== RECORDS TO PROCESS
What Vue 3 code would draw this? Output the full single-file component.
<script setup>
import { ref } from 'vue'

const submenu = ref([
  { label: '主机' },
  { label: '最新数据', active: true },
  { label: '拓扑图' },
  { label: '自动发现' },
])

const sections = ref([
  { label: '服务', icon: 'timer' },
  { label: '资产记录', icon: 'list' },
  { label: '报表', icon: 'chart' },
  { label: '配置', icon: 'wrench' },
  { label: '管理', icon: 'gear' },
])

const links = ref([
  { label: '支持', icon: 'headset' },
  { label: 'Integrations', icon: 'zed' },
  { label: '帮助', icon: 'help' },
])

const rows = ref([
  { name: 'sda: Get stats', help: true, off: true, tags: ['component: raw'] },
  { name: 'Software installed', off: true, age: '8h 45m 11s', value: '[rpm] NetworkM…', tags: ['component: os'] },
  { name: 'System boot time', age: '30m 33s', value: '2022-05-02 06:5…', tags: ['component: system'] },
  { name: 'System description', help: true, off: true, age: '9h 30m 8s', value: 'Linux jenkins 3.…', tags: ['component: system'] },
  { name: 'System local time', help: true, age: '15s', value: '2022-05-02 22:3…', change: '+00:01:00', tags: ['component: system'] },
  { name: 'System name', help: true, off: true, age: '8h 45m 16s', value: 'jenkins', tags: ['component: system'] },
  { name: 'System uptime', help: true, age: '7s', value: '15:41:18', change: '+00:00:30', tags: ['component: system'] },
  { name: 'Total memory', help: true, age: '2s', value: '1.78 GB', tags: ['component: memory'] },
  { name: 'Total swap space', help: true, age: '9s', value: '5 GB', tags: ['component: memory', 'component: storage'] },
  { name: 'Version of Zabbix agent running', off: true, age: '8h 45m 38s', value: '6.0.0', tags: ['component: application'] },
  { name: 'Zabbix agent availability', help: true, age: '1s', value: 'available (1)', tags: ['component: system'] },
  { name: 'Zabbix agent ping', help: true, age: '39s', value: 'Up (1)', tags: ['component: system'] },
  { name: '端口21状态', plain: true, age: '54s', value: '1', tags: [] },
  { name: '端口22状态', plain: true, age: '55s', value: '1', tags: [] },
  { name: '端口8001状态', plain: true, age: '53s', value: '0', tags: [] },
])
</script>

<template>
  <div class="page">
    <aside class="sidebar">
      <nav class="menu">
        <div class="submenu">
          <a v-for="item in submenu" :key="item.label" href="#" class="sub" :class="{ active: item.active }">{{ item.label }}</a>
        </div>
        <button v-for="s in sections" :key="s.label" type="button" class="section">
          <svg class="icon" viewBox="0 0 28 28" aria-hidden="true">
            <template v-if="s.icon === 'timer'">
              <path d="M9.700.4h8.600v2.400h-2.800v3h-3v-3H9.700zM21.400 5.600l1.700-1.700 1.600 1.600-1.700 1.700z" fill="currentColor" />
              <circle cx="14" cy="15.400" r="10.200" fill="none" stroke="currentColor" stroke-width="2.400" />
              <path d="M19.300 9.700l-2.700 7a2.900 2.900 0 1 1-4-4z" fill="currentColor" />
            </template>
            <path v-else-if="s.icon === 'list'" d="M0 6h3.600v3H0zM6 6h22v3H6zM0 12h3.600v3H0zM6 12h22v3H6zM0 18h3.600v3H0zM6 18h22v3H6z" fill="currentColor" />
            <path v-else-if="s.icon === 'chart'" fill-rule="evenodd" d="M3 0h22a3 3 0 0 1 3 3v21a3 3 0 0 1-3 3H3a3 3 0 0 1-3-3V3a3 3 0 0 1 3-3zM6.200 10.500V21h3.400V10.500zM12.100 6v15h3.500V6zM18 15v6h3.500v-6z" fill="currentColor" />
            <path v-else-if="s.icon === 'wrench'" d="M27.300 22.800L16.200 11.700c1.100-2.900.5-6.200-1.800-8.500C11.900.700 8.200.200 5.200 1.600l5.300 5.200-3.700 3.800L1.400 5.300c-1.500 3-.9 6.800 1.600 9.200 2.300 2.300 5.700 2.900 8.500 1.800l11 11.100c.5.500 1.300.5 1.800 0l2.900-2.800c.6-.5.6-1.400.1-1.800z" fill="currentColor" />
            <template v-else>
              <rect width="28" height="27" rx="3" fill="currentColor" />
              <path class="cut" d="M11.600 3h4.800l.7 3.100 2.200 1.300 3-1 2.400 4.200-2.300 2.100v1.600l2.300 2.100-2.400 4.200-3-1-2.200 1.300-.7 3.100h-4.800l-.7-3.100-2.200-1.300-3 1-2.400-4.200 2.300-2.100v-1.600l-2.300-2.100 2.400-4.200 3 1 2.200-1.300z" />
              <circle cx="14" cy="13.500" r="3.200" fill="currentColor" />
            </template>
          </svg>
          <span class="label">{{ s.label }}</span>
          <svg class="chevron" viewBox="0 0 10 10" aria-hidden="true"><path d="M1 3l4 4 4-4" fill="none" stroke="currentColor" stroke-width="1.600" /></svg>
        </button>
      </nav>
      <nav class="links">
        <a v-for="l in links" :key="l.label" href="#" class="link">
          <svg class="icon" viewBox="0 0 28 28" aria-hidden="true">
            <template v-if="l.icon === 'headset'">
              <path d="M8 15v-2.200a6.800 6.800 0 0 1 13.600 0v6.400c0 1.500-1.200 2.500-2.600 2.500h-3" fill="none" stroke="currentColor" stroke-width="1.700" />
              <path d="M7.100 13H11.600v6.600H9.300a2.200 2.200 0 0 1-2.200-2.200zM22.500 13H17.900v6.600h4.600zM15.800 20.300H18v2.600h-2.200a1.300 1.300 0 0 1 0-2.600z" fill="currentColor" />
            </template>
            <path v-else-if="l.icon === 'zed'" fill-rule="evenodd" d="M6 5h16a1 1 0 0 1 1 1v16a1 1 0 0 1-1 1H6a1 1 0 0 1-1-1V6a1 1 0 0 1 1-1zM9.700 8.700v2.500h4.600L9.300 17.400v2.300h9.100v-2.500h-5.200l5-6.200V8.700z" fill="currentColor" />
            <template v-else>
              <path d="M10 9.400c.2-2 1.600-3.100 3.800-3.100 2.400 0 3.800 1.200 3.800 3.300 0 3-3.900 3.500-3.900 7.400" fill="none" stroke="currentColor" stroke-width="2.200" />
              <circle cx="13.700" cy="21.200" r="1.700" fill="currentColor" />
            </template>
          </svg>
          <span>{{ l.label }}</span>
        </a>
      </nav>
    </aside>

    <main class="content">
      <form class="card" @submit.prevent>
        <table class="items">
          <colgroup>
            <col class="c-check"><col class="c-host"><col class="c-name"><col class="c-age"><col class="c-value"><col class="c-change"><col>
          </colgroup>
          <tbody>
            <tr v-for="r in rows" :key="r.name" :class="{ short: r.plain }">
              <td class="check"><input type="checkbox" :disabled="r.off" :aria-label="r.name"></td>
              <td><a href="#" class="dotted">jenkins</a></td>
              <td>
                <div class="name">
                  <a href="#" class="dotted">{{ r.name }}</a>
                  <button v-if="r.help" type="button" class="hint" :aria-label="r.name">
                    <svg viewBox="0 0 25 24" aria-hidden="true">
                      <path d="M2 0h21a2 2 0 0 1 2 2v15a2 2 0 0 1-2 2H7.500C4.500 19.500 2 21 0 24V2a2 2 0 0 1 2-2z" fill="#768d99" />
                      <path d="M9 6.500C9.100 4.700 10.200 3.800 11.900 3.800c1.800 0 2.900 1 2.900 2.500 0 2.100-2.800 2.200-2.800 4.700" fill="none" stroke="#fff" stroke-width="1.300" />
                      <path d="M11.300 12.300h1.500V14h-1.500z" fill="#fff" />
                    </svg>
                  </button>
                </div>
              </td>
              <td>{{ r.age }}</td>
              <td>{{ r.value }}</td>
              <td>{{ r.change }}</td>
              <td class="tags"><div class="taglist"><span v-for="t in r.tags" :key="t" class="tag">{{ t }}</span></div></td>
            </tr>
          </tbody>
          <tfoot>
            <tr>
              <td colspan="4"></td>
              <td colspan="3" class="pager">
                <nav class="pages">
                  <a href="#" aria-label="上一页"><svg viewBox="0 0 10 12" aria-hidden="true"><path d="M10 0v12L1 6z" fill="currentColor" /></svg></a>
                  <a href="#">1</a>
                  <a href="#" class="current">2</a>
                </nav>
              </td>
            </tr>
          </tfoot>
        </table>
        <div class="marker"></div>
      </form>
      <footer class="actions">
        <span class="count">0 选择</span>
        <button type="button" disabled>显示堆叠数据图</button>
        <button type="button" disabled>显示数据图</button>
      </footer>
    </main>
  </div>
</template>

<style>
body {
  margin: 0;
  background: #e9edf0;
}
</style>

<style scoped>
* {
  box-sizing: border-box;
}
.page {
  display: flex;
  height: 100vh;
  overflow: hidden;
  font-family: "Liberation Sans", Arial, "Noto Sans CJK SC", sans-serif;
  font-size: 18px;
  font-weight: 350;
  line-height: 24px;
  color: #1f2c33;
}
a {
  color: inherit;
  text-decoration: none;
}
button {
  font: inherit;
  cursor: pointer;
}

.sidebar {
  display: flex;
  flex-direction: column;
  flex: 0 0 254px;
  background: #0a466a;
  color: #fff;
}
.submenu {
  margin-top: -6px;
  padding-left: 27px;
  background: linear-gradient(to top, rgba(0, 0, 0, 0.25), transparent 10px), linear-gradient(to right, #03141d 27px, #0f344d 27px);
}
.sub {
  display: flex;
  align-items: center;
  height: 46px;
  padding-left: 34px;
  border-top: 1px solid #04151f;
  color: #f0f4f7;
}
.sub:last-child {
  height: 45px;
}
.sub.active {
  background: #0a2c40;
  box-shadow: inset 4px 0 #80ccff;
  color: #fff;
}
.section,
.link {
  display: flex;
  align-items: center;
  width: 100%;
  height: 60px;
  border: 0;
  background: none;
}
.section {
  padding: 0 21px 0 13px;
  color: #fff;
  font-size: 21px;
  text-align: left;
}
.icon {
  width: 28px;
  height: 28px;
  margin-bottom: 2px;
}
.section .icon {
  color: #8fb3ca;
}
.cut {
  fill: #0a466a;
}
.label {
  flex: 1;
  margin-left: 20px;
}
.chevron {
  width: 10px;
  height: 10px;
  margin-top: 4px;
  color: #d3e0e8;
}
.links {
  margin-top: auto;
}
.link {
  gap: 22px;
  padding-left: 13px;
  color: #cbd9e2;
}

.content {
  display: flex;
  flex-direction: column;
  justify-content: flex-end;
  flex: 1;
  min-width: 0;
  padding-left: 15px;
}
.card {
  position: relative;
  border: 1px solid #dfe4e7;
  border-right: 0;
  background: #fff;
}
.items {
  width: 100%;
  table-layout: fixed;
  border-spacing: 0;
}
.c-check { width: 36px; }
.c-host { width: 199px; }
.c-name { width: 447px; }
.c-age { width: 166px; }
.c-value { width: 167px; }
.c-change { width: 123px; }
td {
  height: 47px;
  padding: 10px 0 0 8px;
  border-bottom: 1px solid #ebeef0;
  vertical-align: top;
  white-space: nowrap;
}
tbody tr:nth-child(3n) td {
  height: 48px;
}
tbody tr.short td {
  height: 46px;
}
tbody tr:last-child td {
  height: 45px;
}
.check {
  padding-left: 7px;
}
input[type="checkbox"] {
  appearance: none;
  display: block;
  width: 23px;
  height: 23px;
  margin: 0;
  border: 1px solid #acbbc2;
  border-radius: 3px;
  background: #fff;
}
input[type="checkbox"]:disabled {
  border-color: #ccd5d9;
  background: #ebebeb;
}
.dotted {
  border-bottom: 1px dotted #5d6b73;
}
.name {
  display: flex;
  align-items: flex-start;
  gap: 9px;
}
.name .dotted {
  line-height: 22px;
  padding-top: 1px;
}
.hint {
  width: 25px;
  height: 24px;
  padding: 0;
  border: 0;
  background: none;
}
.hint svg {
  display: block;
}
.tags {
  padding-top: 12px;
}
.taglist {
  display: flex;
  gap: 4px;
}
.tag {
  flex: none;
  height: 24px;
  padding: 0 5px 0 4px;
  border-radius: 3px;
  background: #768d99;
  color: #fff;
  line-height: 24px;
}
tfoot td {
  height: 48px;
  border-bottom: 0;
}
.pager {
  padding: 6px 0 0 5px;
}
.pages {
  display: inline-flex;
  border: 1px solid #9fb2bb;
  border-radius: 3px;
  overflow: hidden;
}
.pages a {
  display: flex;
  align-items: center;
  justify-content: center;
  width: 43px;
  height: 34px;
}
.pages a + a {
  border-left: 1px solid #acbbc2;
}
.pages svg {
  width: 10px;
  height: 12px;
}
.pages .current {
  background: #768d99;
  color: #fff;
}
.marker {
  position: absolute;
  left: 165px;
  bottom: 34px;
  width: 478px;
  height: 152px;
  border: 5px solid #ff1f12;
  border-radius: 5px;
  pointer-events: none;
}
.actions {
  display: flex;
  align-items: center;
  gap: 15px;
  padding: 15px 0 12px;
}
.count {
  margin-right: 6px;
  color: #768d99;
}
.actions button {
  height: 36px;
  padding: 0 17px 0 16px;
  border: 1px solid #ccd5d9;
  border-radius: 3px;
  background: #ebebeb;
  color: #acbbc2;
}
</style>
====
== RECORDS TO PROCESS
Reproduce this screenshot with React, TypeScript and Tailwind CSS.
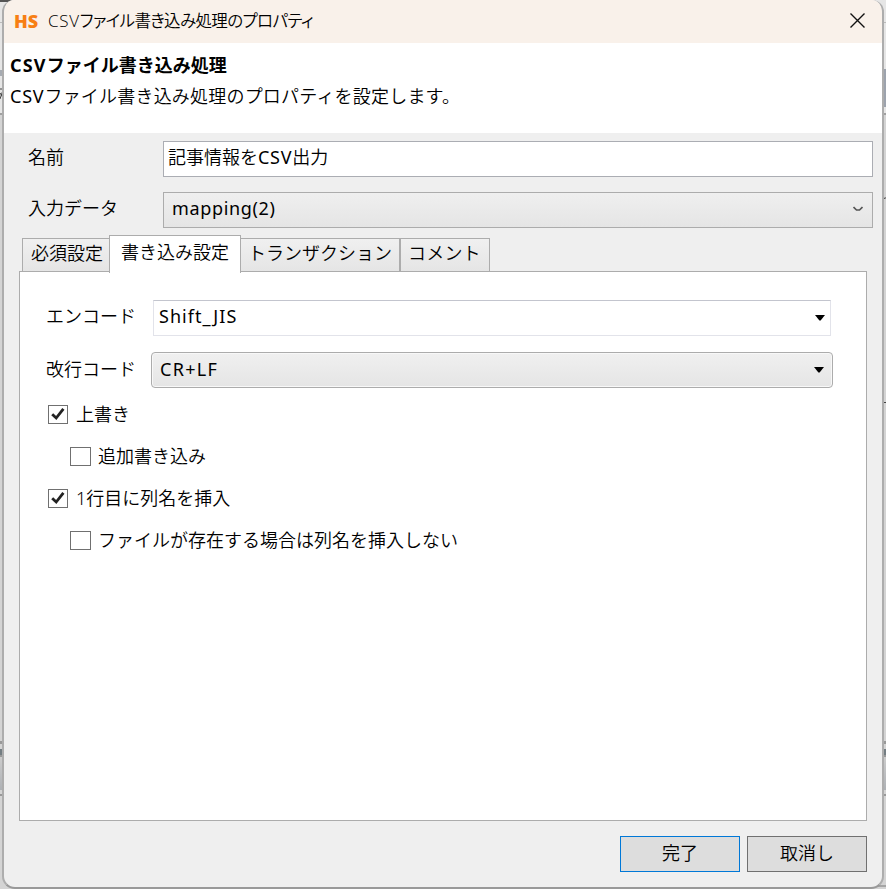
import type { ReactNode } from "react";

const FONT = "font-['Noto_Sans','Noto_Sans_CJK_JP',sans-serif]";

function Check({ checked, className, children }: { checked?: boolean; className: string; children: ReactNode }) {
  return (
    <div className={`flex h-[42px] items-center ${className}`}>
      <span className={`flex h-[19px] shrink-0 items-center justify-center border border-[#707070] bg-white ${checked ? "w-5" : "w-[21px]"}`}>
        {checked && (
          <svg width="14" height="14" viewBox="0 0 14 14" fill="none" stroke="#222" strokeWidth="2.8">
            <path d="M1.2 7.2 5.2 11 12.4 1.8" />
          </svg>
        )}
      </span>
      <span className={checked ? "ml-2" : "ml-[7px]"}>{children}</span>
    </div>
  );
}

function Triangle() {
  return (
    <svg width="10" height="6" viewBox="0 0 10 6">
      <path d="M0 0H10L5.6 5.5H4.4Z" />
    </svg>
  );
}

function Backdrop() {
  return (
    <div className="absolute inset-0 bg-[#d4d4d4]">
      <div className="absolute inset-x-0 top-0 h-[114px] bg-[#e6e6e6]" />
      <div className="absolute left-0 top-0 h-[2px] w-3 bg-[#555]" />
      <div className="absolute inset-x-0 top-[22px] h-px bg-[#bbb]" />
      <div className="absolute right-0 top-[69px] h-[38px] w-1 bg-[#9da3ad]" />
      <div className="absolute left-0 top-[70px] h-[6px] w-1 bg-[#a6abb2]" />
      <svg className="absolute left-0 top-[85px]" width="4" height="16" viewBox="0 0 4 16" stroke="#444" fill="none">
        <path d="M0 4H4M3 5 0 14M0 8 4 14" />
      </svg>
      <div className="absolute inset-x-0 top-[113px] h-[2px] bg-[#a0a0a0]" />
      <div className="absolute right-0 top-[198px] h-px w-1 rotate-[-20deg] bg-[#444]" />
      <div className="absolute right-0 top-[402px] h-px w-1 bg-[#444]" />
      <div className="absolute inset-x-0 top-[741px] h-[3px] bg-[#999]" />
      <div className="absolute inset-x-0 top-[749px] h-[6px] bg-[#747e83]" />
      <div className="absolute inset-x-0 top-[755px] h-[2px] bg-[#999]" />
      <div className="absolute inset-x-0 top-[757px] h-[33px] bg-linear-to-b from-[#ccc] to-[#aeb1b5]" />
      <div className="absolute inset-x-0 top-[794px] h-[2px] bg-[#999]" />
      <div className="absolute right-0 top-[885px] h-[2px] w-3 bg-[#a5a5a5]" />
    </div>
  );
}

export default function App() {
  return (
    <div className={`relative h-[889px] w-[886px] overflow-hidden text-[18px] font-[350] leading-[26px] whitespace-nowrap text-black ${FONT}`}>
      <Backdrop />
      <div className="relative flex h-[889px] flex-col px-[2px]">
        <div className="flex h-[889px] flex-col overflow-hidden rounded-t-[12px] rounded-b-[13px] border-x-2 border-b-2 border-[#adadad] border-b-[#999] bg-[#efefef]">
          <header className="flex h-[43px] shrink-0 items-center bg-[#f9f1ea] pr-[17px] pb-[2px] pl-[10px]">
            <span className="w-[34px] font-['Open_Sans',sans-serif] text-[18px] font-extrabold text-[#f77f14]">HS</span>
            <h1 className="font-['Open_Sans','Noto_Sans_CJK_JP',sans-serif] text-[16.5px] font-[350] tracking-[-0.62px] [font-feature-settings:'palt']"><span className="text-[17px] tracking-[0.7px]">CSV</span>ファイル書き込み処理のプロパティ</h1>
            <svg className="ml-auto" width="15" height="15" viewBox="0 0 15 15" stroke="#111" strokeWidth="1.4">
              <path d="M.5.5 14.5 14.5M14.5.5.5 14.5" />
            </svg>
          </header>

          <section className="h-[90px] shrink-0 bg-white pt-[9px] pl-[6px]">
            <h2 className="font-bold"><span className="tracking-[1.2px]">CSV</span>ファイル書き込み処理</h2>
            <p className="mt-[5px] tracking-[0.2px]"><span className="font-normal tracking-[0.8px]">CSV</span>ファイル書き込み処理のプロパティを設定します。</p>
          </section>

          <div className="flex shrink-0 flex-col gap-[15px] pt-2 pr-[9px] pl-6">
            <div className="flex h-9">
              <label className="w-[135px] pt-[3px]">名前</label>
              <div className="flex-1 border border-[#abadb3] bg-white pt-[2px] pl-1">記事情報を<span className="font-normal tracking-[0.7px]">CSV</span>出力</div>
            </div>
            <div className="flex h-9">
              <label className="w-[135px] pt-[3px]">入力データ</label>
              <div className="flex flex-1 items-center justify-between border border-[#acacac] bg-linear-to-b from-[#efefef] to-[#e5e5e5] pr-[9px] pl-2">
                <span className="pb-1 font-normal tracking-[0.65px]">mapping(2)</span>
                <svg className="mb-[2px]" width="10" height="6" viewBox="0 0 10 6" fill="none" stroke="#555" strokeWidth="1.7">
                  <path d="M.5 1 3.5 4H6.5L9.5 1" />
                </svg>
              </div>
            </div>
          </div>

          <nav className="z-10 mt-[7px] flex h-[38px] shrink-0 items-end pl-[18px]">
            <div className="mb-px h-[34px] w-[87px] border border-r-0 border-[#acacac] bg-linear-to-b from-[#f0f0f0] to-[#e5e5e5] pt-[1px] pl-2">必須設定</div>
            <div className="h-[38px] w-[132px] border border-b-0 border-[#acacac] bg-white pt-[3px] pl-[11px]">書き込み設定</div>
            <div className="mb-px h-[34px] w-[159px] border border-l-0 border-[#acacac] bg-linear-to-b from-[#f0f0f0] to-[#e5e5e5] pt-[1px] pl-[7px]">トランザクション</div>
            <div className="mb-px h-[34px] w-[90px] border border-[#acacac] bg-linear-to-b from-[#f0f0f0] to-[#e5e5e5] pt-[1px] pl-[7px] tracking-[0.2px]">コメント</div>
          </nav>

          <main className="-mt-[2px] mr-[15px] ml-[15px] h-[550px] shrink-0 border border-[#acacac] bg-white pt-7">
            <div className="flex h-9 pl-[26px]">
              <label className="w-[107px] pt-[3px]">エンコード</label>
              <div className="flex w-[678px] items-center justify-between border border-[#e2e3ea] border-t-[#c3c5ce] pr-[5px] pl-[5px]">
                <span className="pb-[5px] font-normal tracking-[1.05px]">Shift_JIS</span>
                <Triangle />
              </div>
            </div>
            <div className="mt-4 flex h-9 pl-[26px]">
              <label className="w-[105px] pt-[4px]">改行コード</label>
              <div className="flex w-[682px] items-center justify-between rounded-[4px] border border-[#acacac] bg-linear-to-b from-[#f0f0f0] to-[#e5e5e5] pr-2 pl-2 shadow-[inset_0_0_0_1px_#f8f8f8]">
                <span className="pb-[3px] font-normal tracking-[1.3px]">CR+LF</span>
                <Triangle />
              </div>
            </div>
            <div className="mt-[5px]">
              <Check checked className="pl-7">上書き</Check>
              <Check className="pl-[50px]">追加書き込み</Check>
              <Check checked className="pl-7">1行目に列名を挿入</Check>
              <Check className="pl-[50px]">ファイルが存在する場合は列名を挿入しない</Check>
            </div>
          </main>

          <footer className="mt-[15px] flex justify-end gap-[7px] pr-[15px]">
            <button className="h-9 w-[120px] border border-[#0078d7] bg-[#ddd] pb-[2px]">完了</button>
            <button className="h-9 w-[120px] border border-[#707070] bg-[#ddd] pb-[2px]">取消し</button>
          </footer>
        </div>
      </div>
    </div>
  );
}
====
TASK PROMPT -
Among the entries, how many lines include the word "this"? Answer with a single number and nothing further.

SOLVED PROBLEM -
2